Reproduce every line in the listing that contains the word "this".

═══ Entries shown ═══

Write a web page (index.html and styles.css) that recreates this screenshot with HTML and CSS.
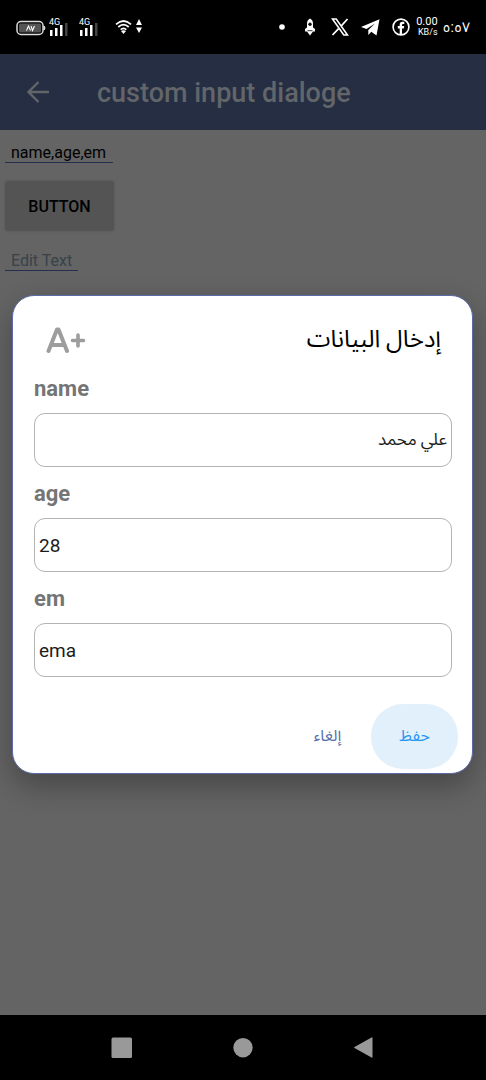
FILE: index.html
```html
<!DOCTYPE html>
<html lang="ar">
<head>
<meta charset="utf-8">
<meta name="viewport" content="width=device-width, initial-scale=1">
<title>custom input dialoge</title>
<link rel="stylesheet" href="styles.css">
</head>
<body class="phone">
<header class="status">
  <div class="status-group">
    <svg class="icon-battery" width="30" height="16" viewBox="0 0 30 16"><rect x="1" y="1.500" width="26" height="13" rx="4" fill="none" stroke="#ddd" stroke-width="1.500"/><rect x="3" y="3.500" width="22" height="9" rx="1.500" fill="#555"/><path d="M28 6q2 2 0 4z" fill="#ddd" stroke="#ddd"/><path d="M10.500 10.500l2-4.500 2 4.500M15 6l1.500 4.500 2-4.500" fill="none" stroke="#fff" stroke-width="1.100"/></svg>
    <div class="signal"><span class="signal-label">4G</span>
      <svg width="19" height="13" viewBox="0 0 19 13"><path d="M1 7h2.500v6H1zM6 5h2.500v8H6zM11 2h2.500v11H11z" fill="#fff"/><path d="M16 0h2.500v13H16z" fill="#444"/></svg></div>
    <div class="signal"><span class="signal-label">4G</span>
      <svg width="19" height="13" viewBox="0 0 19 13"><path d="M1 7h2.500v6H1zM6 5h2.500v8H6zM11 2h2.500v11H11z" fill="#fff"/><path d="M16 0h2.500v13H16z" fill="#444"/></svg></div>
    <svg class="icon-wifi" width="28" height="16" viewBox="0 0 28 16"><g fill="none" stroke="#fff" stroke-width="1.700"><path d="M1 5.300q7.500-6.600 15 0M3.300 8q5.200-4.600 10.400 0M5.700 10.600q2.800-2.500 5.600 0"/></g><path d="M6 12q2.500-1.600 5 0l-2.500 3z" fill="#fff"/><path d="M24 0l3 6h-6zM24 14l-3-5.500h6z" fill="#fff"/></svg>
  </div>
  <div class="status-group status-end">
    <svg width="6" height="6" viewBox="0 0 6 6"><circle cx="3" cy="3" r="2.800" fill="#fff"/></svg>
    <svg class="icon-rocket" width="10" height="18" viewBox="0 0 10 18"><path d="M5 .5Q8 2 8 5.500v4l2 1.500v2.500H8L5 17.500 2 13.500H0V11l2-1.500v-4Q2 2 5 .5z" fill="#fff"/><circle cx="5" cy="6.300" r="1.700" fill="#111"/><path d="M2.500 12.700h5" stroke="#222" stroke-width=".9"/></svg>
    <svg class="icon-x" width="18" height="18" viewBox="0 0 18 18"><path d="M1.500 1h3.700l11.300 16h-3.700z" fill="#000" stroke="#fff" stroke-width="1.600"/><path d="M16.500 1l-6.300 7M7.600 10.600L1.500 17" stroke="#fff" stroke-width="1.800"/></svg>
    <svg class="icon-send" width="19" height="17" viewBox="0 0 19 17"><path d="M18.500.3L0 8l5.500 2L14 4.500 7.300 11v5l3-3.300 5.200 3.800z" fill="#fff"/></svg>
    <svg width="18" height="18" viewBox="0 0 18 18"><circle cx="9" cy="9" r="7.900" fill="none" stroke="#fff" stroke-width="1.600"/><path d="M7.700 16.500v-6H5.800V8h1.900V6.500q0-2.700 2.700-2.700h1.900v2.300H11q-1 0-1 1V8h2.200l-.4 2.500H10v6z" fill="#fff"/></svg>
    <div class="clock-group">
      <div class="speed"><span>0.00</span><span class="speed-unit">KB/s</span></div>
      <time class="clock" dir="ltr">٥:٥٧</time>
    </div>
  </div>
</header>

<div class="screen">
  <main class="app">
    <div class="appbar">
      <button class="back" type="button" aria-label="Back"><svg width="22" height="22" viewBox="0 0 22 22"><path d="M22 11H1.500M11.500 1l-10 10 10 10" fill="none" stroke="#626569" stroke-width="2.300"/></svg></button>
      <h1 class="title">custom input dialoge</h1>
    </div>
    <div class="content">
      <input class="line-input line-wide" type="text" value="name,age,em" aria-label="Fields">
      <button class="raised" type="button">BUTTON</button>
      <input class="line-input line-short" type="text" placeholder="Edit Text" aria-label="Edit Text">
    </div>
  </main>

  <div class="overlay">
    <form class="dialog" role="dialog" aria-labelledby="dialog-title">
      <div class="dialog-head">
        <svg width="41" height="28" viewBox="0 0 41 28" role="img" aria-label="A+"><path d="M2.500 25L11 3.500h1.500L21 25M6 19h11.500" fill="none" stroke="#9d9d9d" stroke-width="4" stroke-linecap="round" stroke-linejoin="round"/><path d="M26.500 14.500h11M32 9v11" fill="none" stroke="#9d9d9d" stroke-width="3.600" stroke-linecap="round"/></svg>
        <h2 class="dialog-title" id="dialog-title" dir="rtl">إدخال البيانات</h2>
      </div>
      <label class="label" for="name">name</label>
      <input class="field field-arabic" id="name" type="text" dir="rtl" value="علي محمد">
      <label class="label" for="age">age</label>
      <input class="field" id="age" type="text" value="28">
      <label class="label" for="em">em</label>
      <input class="field" id="em" type="text" value="ema">
      <div class="actions">
        <button class="action cancel" type="button">إلغاء</button>
        <button class="action save" type="button">حفظ</button>
      </div>
    </form>
  </div>
</div>

<nav class="navbar">
  <button class="nav" type="button" aria-label="Recents"><svg width="22" height="22" viewBox="0 0 22 22"><rect x=".5" y=".5" width="20.500" height="20.500" rx="1.500" fill="#999"/></svg></button>
  <button class="nav" type="button" aria-label="Home"><svg width="22" height="22" viewBox="0 0 22 22"><circle cx="11" cy="10.700" r="9.700" fill="#999"/></svg></button>
  <button class="nav" type="button" aria-label="Back"><svg width="22" height="22" viewBox="0 0 22 22"><path d="M19.500 1v19q0 1-1 .5l-17-9.500q-1-.5 0-1l17-9.500q1-.5 1 .5z" fill="#999"/></svg></button>
</nav>
</body>
</html>
```

FILE: styles.css
```css
* { box-sizing: border-box; }

body,
button,
input {
  font-family: Roboto, "Noto Sans Arabic", "Noto Naskh Arabic", "DejaVu Sans", sans-serif;
}

button {
  border: 0;
  padding: 0;
  background: none;
}

svg { display: block; flex: none; }

.phone {
  margin: 0;
  min-height: 100vh;
  display: flex;
  flex-direction: column;
  background: #000;
}

.status {
  height: 54px;
  padding: 0 16px;
  display: flex;
  align-items: center;
  justify-content: space-between;
  color: #fff;
}

.status-group {
  display: flex;
  align-items: center;
}

.status-end { gap: 12px; }

.icon-battery { margin: 2px 3px 0 0; }

.signal {
  width: 30px;
  display: flex;
  flex-direction: column;
}

.signal-label {
  font-size: 9px;
  line-height: 8px;
}

.signal svg { margin-top: -3px; }

.icon-wifi { margin-left: 6px; }

.icon-rocket { margin: 0 0 0 8px; }

.icon-x { margin-left: 4px; }

.clock-group {
  display: flex;
  align-items: center;
  gap: 5px;
  margin-left: -6px;
}

.speed {
  display: flex;
  flex-direction: column;
  align-items: flex-end;
  font-size: 11px;
  line-height: 10px;
}

.speed-unit { font-size: 9px; }

.clock { font-size: 14px; }

.screen {
  flex: 1;
  position: relative;
  display: flex;
  flex-direction: column;
}

.app {
  flex: 1;
  background: #646464;
}

.appbar {
  height: 76px;
  padding: 0 27px;
  display: flex;
  align-items: center;
  gap: 48px;
  background: #252e42;
}

.title {
  margin: 0;
  font-size: 27px;
  line-height: 34px;
  padding-top: 2px;
  font-weight: 500;
  color: #626569;
}

.content {
  padding: 13px 5px;
  display: flex;
  flex-direction: column;
  align-items: flex-start;
}

.line-input {
  height: 20px;
  padding: 0 0 0 6px;
  border: 0;
  border-bottom: 1px solid #252e4e;
  background: none;
  font-size: 16px;
  color: #000;
}

.line-input::placeholder { color: #36434a; opacity: 1; }
.line-wide { width: 108px; }
.line-short { width: 73px; }

.raised {
  width: 109px;
  height: 50px;
  margin: 18px 0 20px;
  border-radius: 3px;
  background: #545454;
  box-shadow: 0 0 2px #505050;
  font-size: 16px;
  font-weight: 500;
  color: #000;
}

.overlay {
  position: absolute;
  inset: 0;
  padding: 0 13px 0 12px;
  display: flex;
  align-items: center;
}

.dialog {
  flex: 1;
  padding: 0 20px 4px 21px;
  display: flex;
  flex-direction: column;
  border: 1px solid #5a6ba8;
  border-radius: 22px;
  background: #fff;
  box-shadow: 0 12px 30px rgba(0, 0, 0, 0.3);
}

.dialog-head {
  height: 66px;
  padding: 22px 11px 0 12px;
  display: flex;
  align-items: center;
  justify-content: space-between;
}

.dialog-title {
  margin: 0;
  font-size: 24px;
  line-height: 42px;
  padding-bottom: 2px;
  font-weight: 400;
  color: #000;
}

.label {
  padding-top: 2px;
  font-size: 22px;
  line-height: 49px;
  font-weight: 700;
  color: #757575;
}

.field {
  width: 100%;
  height: 54px;
  padding: 0 4px;
  border: 1px solid #b4b4b4;
  border-radius: 11px;
  background: #fff;
  font-size: 19px;
  color: #1c1c1c;
}

.field-arabic { font-size: 17px; }

.actions {
  margin: 27px -6px 0 0;
  display: flex;
  justify-content: flex-end;
}

.action {
  width: 87px;
  height: 65px;
  padding-bottom: 2px;
  border-radius: 32px;
  font-size: 16px;
}

.cancel { color: #5670a8; }

.save {
  background: #e2f0fc;
  color: #2196f3;
}

.navbar {
  height: 65px;
  padding: 0 61px;
  display: flex;
}

.nav {
  flex: 1;
  display: flex;
  align-items: center;
  justify-content: center;
}
```
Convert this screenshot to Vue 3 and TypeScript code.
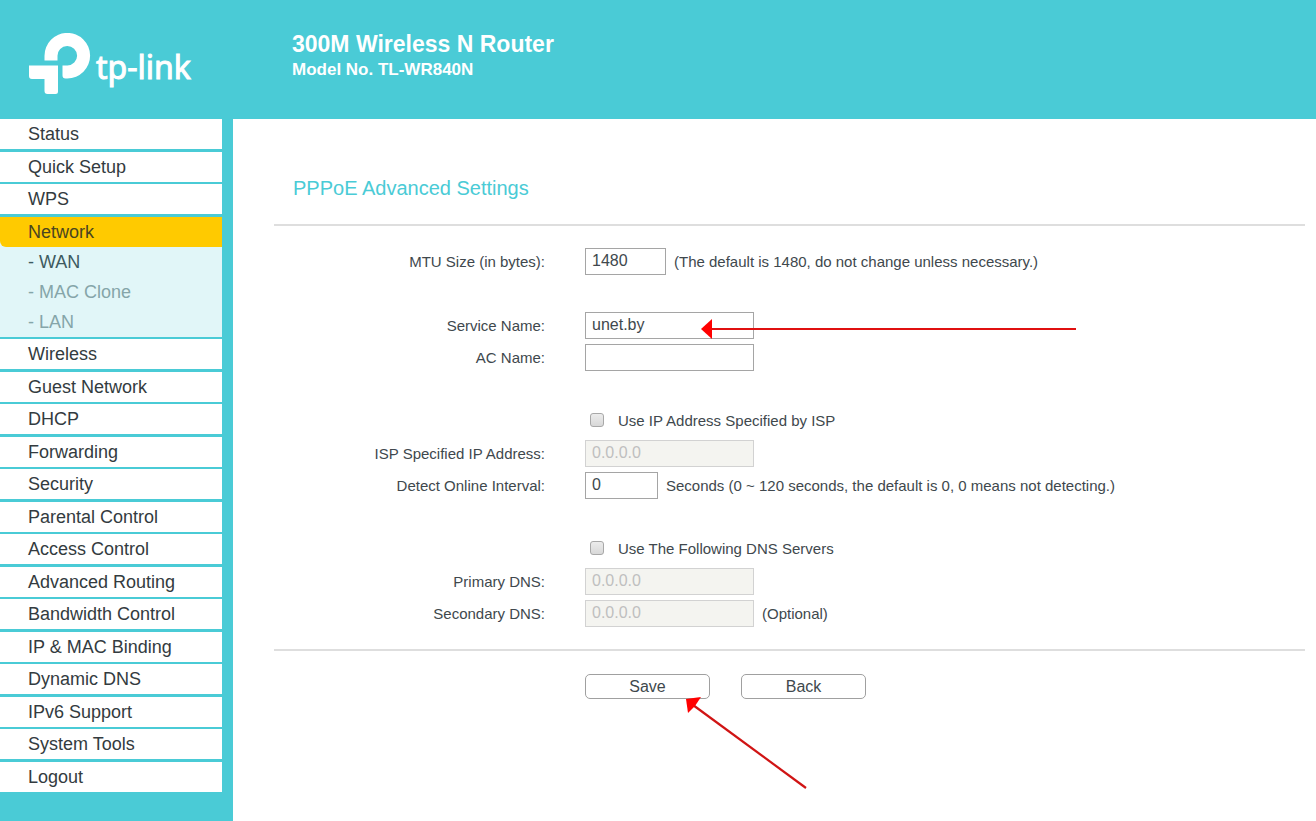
<script setup lang="ts">
import { ref } from 'vue'

interface MenuItem {
  label: string
  active?: boolean
  children?: { label: string; current?: boolean }[]
}

const menu: MenuItem[] = [
  { label: 'Status' },
  { label: 'Quick Setup' },
  { label: 'WPS' },
  {
    label: 'Network',
    active: true,
    children: [{ label: '- WAN', current: true }, { label: '- MAC Clone' }, { label: '- LAN' }],
  },
  { label: 'Wireless' },
  { label: 'Guest Network' },
  { label: 'DHCP' },
  { label: 'Forwarding' },
  { label: 'Security' },
  { label: 'Parental Control' },
  { label: 'Access Control' },
  { label: 'Advanced Routing' },
  { label: 'Bandwidth Control' },
  { label: 'IP & MAC Binding' },
  { label: 'Dynamic DNS' },
  { label: 'IPv6 Support' },
  { label: 'System Tools' },
  { label: 'Logout' },
]

const mtu = ref('1480')
const serviceName = ref('unet.by')
const acName = ref('')
const useIspIp = ref(false)
const ispIp = ref('0.0.0.0')
const interval = ref('0')
const useDns = ref(false)
const primaryDns = ref('0.0.0.0')
const secondaryDns = ref('0.0.0.0')
</script>

<template>
  <div class="page">
    <header class="header">
      <div class="brand">
        <svg class="mark" width="62" height="62" viewBox="0 0 62 62" aria-hidden="true">
          <path
            fill="#fff"
            d="M15.500 27.500V23A22.800 22.800 0 1 1 38.300 45.500H36.500Q33.500 45.500 33.500 42.500V32.500H38.300A9.800 9.800 0 1 0 28.500 23V27.500Z"
          />
          <path
            fill="#fff"
            d="M0 32.500H29V58.500Q29 61 26.500 61H18.500Q15.500 61 15.500 58V46H3Q0 46 0 43Z"
          />
        </svg>
        <span class="wordmark">tp-link</span>
      </div>
      <div class="titles">
        <h1>300M Wireless N Router</h1>
        <p>Model No. TL-WR840N</p>
      </div>
    </header>

    <div class="body">
      <nav class="sidebar">
        <ul class="menu">
          <li v-for="item in menu" :key="item.label">
            <a href="#" :class="{ active: item.active }">{{ item.label }}</a>
            <ul v-if="item.children" class="submenu">
              <li v-for="child in item.children" :key="child.label">
                <a href="#" :class="{ current: child.current }">{{ child.label }}</a>
              </li>
            </ul>
          </li>
        </ul>
      </nav>

      <main class="content">
        <h2>PPPoE Advanced Settings</h2>
        <form @submit.prevent>
          <div class="fields">
            <div class="row group-end">
              <label class="name" for="mtu">MTU Size (in bytes):</label>
              <input id="mtu" v-model="mtu" class="text w-mtu" type="text" />
              <span class="note">(The default is 1480, do not change unless necessary.)</span>
            </div>
            <div class="row">
              <label class="name" for="service">Service Name:</label>
              <div class="anchor">
                <input id="service" v-model="serviceName" class="text" type="text" />
                <svg class="arrow arrow-service" width="376" height="20" viewBox="0 0 376 20" aria-hidden="true">
                  <path d="M10 10H375" stroke="#e01010" stroke-width="2" />
                  <path d="M0 10L11 0V20Z" fill="#f00" />
                </svg>
              </div>
            </div>
            <div class="row group-end">
              <label class="name" for="ac">AC Name:</label>
              <input id="ac" v-model="acName" class="text" type="text" />
            </div>
            <div class="row">
              <label class="check">
                <input v-model="useIspIp" type="checkbox" />Use IP Address Specified by ISP
              </label>
            </div>
            <div class="row">
              <label class="name" for="isp-ip">ISP Specified IP Address:</label>
              <input id="isp-ip" v-model="ispIp" class="text" type="text" :disabled="!useIspIp" />
            </div>
            <div class="row group-end">
              <label class="name" for="interval">Detect Online Interval:</label>
              <input id="interval" v-model="interval" class="text w-interval" type="text" />
              <span class="note">Seconds (0 ~ 120 seconds, the default is 0, 0 means not detecting.)</span>
            </div>
            <div class="row">
              <label class="check">
                <input v-model="useDns" type="checkbox" />Use The Following DNS Servers
              </label>
            </div>
            <div class="row">
              <label class="name" for="dns1">Primary DNS:</label>
              <input id="dns1" v-model="primaryDns" class="text" type="text" :disabled="!useDns" />
            </div>
            <div class="row">
              <label class="name" for="dns2">Secondary DNS:</label>
              <input id="dns2" v-model="secondaryDns" class="text" type="text" :disabled="!useDns" />
              <span class="note">(Optional)</span>
            </div>
          </div>
          <div class="actions">
            <div class="anchor">
              <button type="submit">Save</button>
              <svg class="arrow arrow-save" width="124" height="94" viewBox="0 0 124 94" aria-hidden="true">
                <path d="M8 9L121 92" stroke="#d01414" stroke-width="2.200" />
                <path d="M1 3L16 1L10 10L3 17Z" fill="#f00" />
              </svg>
            </div>
            <button type="button">Back</button>
          </div>
        </form>
      </main>
    </div>
  </div>
</template>

<style>
body {
  margin: 0;
}
</style>

<style scoped>
.page {
  display: flex;
  flex-direction: column;
  min-height: 100vh;
  background: #4acbd6;
  color: #40484d;
  font-family: "Liberation Sans", Arial, sans-serif;
  font-size: 15px;
}
.header {
  display: flex;
  height: 119px;
  color: #fff;
}
.brand {
  display: flex;
  box-sizing: border-box;
  width: 292px;
  padding: 33px 0 0 29px;
}
.mark {
  flex: none;
}
.wordmark {
  margin: 14px 0 0 5px;
  font-family: "Noto Sans", sans-serif;
  font-size: 32px;
  line-height: 40px;
  -webkit-text-stroke: 1px #fff;
}
.titles {
  padding-top: 30px;
}
.titles h1 {
  margin: 0;
  font-size: 23px;
  line-height: 28px;
}
.titles p {
  margin: 0;
  font-size: 17px;
  font-weight: bold;
  line-height: 24px;
}
.body {
  display: flex;
  flex: 1;
}
.sidebar {
  flex: none;
  width: 222px;
  margin-right: 11px;
}
.menu,
.submenu {
  margin: 0;
  padding: 0;
  list-style: none;
}
.menu > li {
  margin-bottom: 2px;
  background: #e1f6f8;
}
.menu > li:nth-child(odd) {
  margin-bottom: 3px;
}
.menu > li:last-child {
  margin-bottom: 0;
}
.menu a {
  display: block;
  padding-left: 28px;
  background: #fff;
  color: #333b40;
  font-size: 18px;
  line-height: 30px;
  text-decoration: none;
}
.menu a.active {
  border-bottom-left-radius: 6px;
  background: #ffca00;
  color: #4a4520;
}
.menu .submenu a {
  background: none;
  color: #85a5a9;
}
.menu .submenu a.current {
  color: #3d5a60;
}
.content {
  flex: 1;
  padding: 0 11px 0 41px;
  background: #fff;
}
h2 {
  margin: 0;
  padding: 54px 0 21px 19px;
  border-bottom: 2px solid #dedede;
  color: #4acbd6;
  font-size: 20px;
  font-weight: normal;
  line-height: 30px;
}
.fields {
  display: flex;
  flex-direction: column;
  gap: 5px;
  padding: 22px 0;
  border-bottom: 2px solid #dedede;
}
.row {
  display: flex;
  align-items: center;
  height: 27px;
}
.group-end {
  margin-bottom: 32px;
}
.name {
  width: 271px;
  margin-right: 40px;
  text-align: right;
}
.text {
  box-sizing: border-box;
  display: block;
  width: 169px;
  height: 27px;
  padding: 0 6px 2px;
  border: 1px solid #a5a5a5;
  border-radius: 0;
  background: #fff;
  color: #40484d;
  font: 16px "Liberation Sans", Arial, sans-serif;
}
.text:disabled {
  border-color: #d2d2d2;
  background: #f4f4f0;
  color: #bfbfbf;
}
.w-mtu {
  width: 81px;
}
.w-interval {
  width: 73px;
}
.note {
  margin-left: 8px;
  padding-bottom: 1px;
}
.check {
  display: flex;
  align-items: center;
  margin-left: 316px;
  padding-bottom: 2px;
}
.check input {
  box-sizing: border-box;
  width: 14px;
  height: 14px;
  margin: 0 14px 2px 0;
  border: 1px solid #a8a8a8;
  border-radius: 3px;
  appearance: none;
  background: linear-gradient(#ececec, #d8d8d8);
}
.check input:checked {
  background: #4acbd6;
}
.actions {
  display: flex;
  gap: 31px;
  padding: 23px 0 0 311px;
}
button {
  display: block;
  width: 125px;
  height: 25px;
  padding: 0;
  border: 1px solid #a0a0a0;
  border-radius: 5px;
  background: #fff;
  color: #40484d;
  font: 16px "Liberation Sans", Arial, sans-serif;
}
.anchor {
  position: relative;
}
.arrow {
  position: absolute;
  fill: none;
  pointer-events: none;
}
.arrow-service {
  top: 7px;
  left: 116px;
}
.arrow-save {
  top: 22px;
  left: 100px;
}
</style>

═══

Answer below
Write a web page (index.html and styles.css) that recreates this screenshot with HTML and CSS.
Convert this screenshot to Vue 3 and TypeScript code.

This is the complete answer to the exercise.